List every consequence and missed opportunity you can connect to the bad habit. If you don’t build an emotionally compelling purpose that justifies why that habit has to go, it will stay put!

For example, if the habit is smoking, list the all the negative health, social and confidence ramifications it has on your life. Magnify the consequences by imagining as if the habit continued for 5, 10 and even 20+ years to truly grasp how bad its most likely going to get for you.

2. Find an alternate good habit after you have built a compelling reason to value it. The same rules apply for moving out of a habit as it is for moving into a new empowering one. This new habit is to replace the old habit’s consequences with the pleasures of the new. Make an extensive list of every reason and reward you can imagine that will compel you to want to form this new habit.

For example, you may take up a hobby, sport or begin reading and writing about a topic you have always had a deep interest and passion for. No point creating a void and not replacing it with something that can captivate your attention and engage your intentions.

3. Find a way to reinforce your purpose and new habit. As you dissociate the old habit from your true identity, you are now aiming to build your purpose around an improved version of your personality that is more empowered and can better serve your values and aspirations.

List your values and principles that are going to be your core drivers. Get literate with their definitions and intimate with how they can express through you. Get a dictionary and start imagining the way it can be. There are hundreds and hundreds of values like; dynamic, agile, fit, respect, trust, adventure, power and the list goes on. If you value it, it’s a value!

Put in place exciting rewards that you personally value and make sure you gift yourself when you reach your milestones. Remember that repetition is a key to all habits. So you want to persist long enough until it becomes second nature.

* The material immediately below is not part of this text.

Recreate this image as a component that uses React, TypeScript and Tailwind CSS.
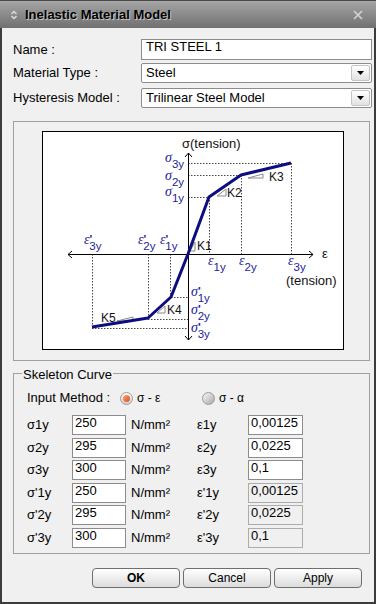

You can gift yourself a massage, gold class movie, fishing trip or whatever treat you always seem to struggle to get around to justifying you have earned or deserve. Make sure the rewards are affordable and inspiring enough to motivate you enough to want to earn and enjoy them.

4. Choreograph your environment so you are not tempted in the most volatile part of the transitioning process – the initial change starts off uncertain and needs every ounce of support you can arrange.
Doing an environmental audit, identifying what will support and what will tempt you to regress, will help you better plan a successful transition from the bad to the good.
If certain friends or associates smoke, either avoid them for 6 – 8 weeks if possible, or deliberately stay away from the places where they light up. Then schedule activity with people who don’t smoke to help you stay focused and away from temptation.

5. Plan to be #resilient. Develop the strength to weather the challenges most potent at the beginning. Rehearse your future in your mind and write about it. Immerse your brain in how rich and exciting your life has become now that the habit is gone.

Phase your progress into your future. In the short term, see how strong and motivated you are. In the medium term, describe how proud and determined you are to continue on with it. In the long term, show how amazing your life has turned out and how grateful you feel. Write as if it’s already happened. As mentioned, your brain does not know what is real or not. You were tricked into valuing bad habits. So you may as well trick it into good ones!

Carefully plot all the typical temptations that can threaten to derail your efforts in the short to medium term and write about how proud you were to maintain the perspective and how you made wise decisions. Detail why it was so wise to reinforce your purpose. These fork-in-the-road moments are going to trigger for you the perspective and desire to stay on track when you need it most.

Your #reinvention

These steps are not new, but they are incredibly effective. If you can’t dissolve the emotion that keeps you bonded to the old habits, build a compelling reason why they need to go and equally cement emotion into why the new habit needs to form. Otherwise, you risk living out another predictable year.

You deserve a reinvention and all the rewards that come from it.